In his spare time, Frank Luntz tells Kevin McCarthy how to run the Republican Party. Now, you can do one, you can’t do both. You can see the conflict here. And you wonder, how has this been allowed to continue?

In case you think we are overstating Frank Luntz’s allegiance to corporate power, take a look at his Twitter feed sometime if you’re ever bored, quote: “Delta employees made them the top-rated airline,” he wrote last January in what sounded very much like a press release. “That’s something only good workers can do, not shareholders.”

Then not long ago when Donald Trump called for boycotting Coca-Cola and Delta Air Lines, after they interfered in a very shocking way, right in the middle of Georgia’s political system, Luntz came to the defense of them. Of course, they’re his clients.

“This left-wing cancel culture is out of control.” He wrote mockingly. You’ve got to wonder if Coca-Cola and Delta Air Lines sent him a bonus for that. We don’t know, they should have. Either way, toadying for big corporations clearly pays well. Here is Frank Luntz showing off the replica of the Oval Office he had built in his home.

(BEGIN VIDEO CLIP)

QUESTION: What is — where are you?

LUNTZ: It was very kind of Donald Trump to give me his office and I’m very fortunate. This is real. This this — this is a chair. This is not a photograph. This is actually my home in California.

This is a 78 percent replica of the Oval Office and over here as I turn this around, this is the Lincoln bedroom. So I’m the only person who has an Oval Office that you can actually sleep in, and you don’t have to be a presidential intern.

And this is a genuine Resolute Desk. I’m going to put it there behind me, so you can see, including the buck stops here.

UNIDENTIFIED MALE: Wow.

LUNTZ: We’ve got the humidor from Bill Clinton. Let’s see if I can get that in the shot. There you go. These are couches from Bill Clinton.

UNIDENTIFIED MALE: Wow.

LUNTZ: This is the whole thing.

(END VIDEO CLIP)

CARLSON: So obviously, you could be pretty mean about that. It’s pretty weird. But the point of this is not to attack Frank Luntz personally, nice enough guy. The question to ask, what’s really going on here? Would you take medical advice for example from Frank Luntz? Should you have to?

If you’ve listened to him recently, he very much wants you to take the vaccine. Vaccines are great. Only a crazy person wouldn’t get the shot.

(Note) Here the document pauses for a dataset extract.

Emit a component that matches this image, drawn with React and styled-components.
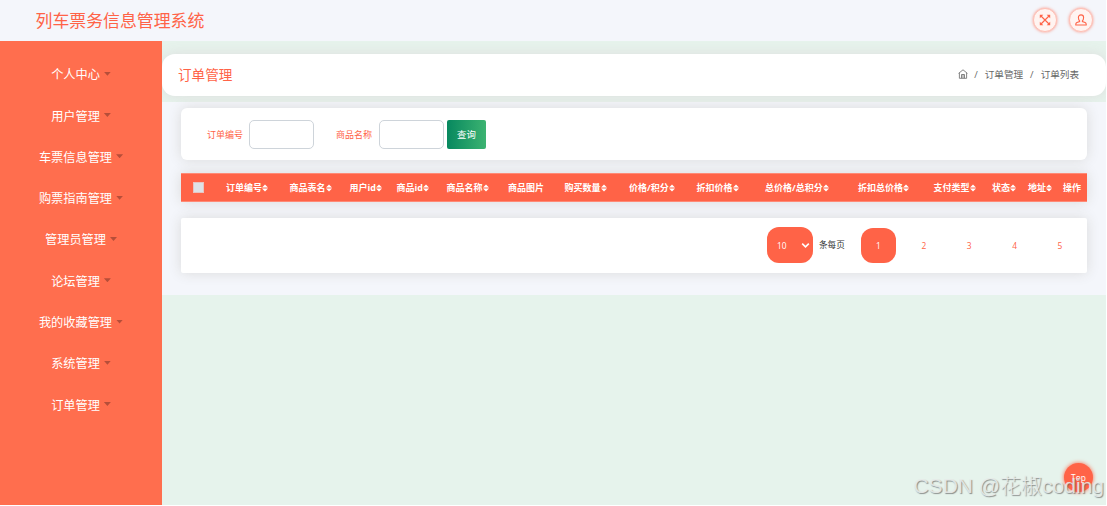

Frank Luntz hasn’t said a lot, however, about his longtime work for Pfizer. Hmm, that’s weird. Nor does he brag about his work for Purdue Pharma. Remember that company? Purdue Pharma, those are the people that got rural America addicted to opioids. Kind of wrecked the center of the country.

In 2003, as the opioid epidemic devastated the entire regions of the United States, Frank Luntz encouraged people to take more OxyContin. Are we making this up? No, we’re not. Quote: “I am a proponent of the pharmaceutical industry.” Frank Luntz told PBS. “I’m a supporter of a very famous medication right now, OxyContin, because I think that this is a miracle drug which allows people to get through the day.”

Now some people, Frank Luntz acknowledged, quote, ” … want to see OxyContin taken off the market,” but not Frank Luntz. He was taking money from Purdue Pharma, quote: “I believe that there are things worth fighting for.” Yes. Apparently.

A lawsuit filed against Purdue Pharma by the State of Massachusetts in 2019 includes multiple references to Frank Luntz. According to that suit, Luntz and his company helped Purdue Pharma devise ways of quote, “deflecting blame” from Purdue’s addictive drugs by stigmatizing people who become addictive.

The State of Vermont filed a similar lawsuit against Purdue Pharma, and it also mentioned Frank Luntz.

According to those lawsuits, Luntz proposed that Purdue Pharma adopt a strategy of emphasizing some quote, “key messages that work.” By the way, those words were spelled in all caps for emphasis.

One of those messages and we’re quoting, “It’s not addiction, it’s abuse. It’s about personal responsibility.” Right? So your 19-year-old just died of a drug OD after Purdue Pharma flooded your town with addictive narcotics, but stop complaining. It’s her fault she died.

It’s about personal responsibility.

This is the guy Republican leaders just went to this week for quote, “messaging guidance on hot topics.”

And you wonder why you no longer recognize the party that you vote for.